Eine Artikelpflicht genügt den Lobbyist:innen nicht, für die erfolgreichen Börsengänge und die Entstehung neuer deutscher Weltmarktführer sei es nötig, die Presse zu disziplinieren, damit diese sachlich, richtig und vollständig berichtet. Vermutlich finden die Jungen Digitalen, dass man ihre Press Releases, Learnings, Use Cases und Success Stories am End of the Day einfach in Gänze copypasten sollte.

Was soll das denn auch, dass kritisch über die Strategie von Gorillas, miserable Arbeitsbedingungen bei Lieferservices oder die rauen Methoden von N26 gegen Betriebsräte berichtet wird?

Hätten die Spielverderber:innen von der Presse damals „diszipliniert“ und „richtig“ über Wirecard berichtet, dann wären die heute womöglich Weltmarktführer und nicht ein am Boden zerschelltes Skandalunternehmen. Und mit der richtigen Pressedisziplin wird Deutschland Digitalweltmeister und aus Amorelie ein neues Amazon.

Natürlich kann man auf dem Weg zur richtigen Darstellung deutscher Startups nicht nur gegen die Print-Medien vorgehen: Auch Blogger:innen und Foren sind den „wichtigen Impulsgebern“ (Zitat: Altmaier) ein Dorn im Auge. Damit sich niemand mehr anonym oder pseudonym das Maul über das „nächste große Ding“ zerreißen kann, muss eine Klarnamenpflicht her. Logisch.

„Wichtige Impulsgeber“

Dem Handelsblatt sagte das Wirtschaftsministerium übrigens, dass es nicht hinter den Forderungen stehe, sondern die Unabhängigkeit der Presse für ein hohes Gut halte.

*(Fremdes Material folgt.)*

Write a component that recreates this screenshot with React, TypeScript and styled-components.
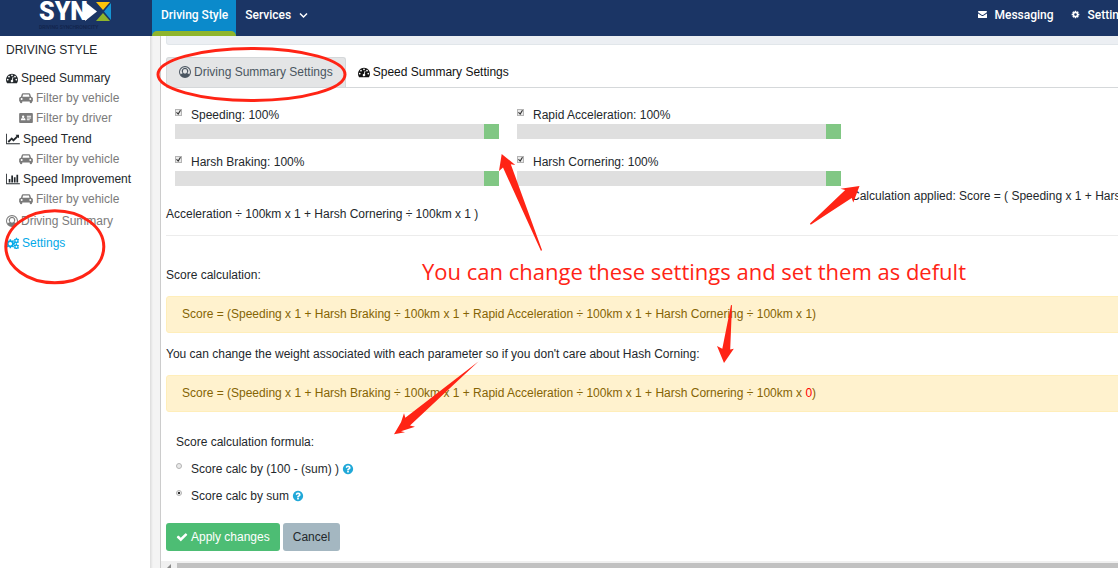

Altmaier schrieb auf Twitter, das Papier, drei Monate alt und seit Mitte Juni auf der Website seines Ministeriums, sei ihm leider unbekannt. Man werde jetzt aber „umgehend die Verantwortlichkeiten klären“ und Konsequenzen ziehen – „gegebenenfalls“.

Die Vorsitzende des Beirats Miriam Wohlfahrt, behauptete, bei dem auf April datierten, laut Metadaten im Mai erstellten und im Juni auf der Ministeriumswebsite veröffentlichten Dokument handele es sich bloß um „eine nicht finale Arbeitsversion“. Dem Handelsblatt teilte Altmaiers Ministerium mit, das Papier sei als „Meinungsäußerung“ veröffentlicht worden, am Montagabend ließ es Wirtschaftsminister Altmaier es von der Seite entfernen

Meinungsäußerungen werden übrigens im gleichen Artikel des Grundgesetzes garantiert wie die Pressefreiheit.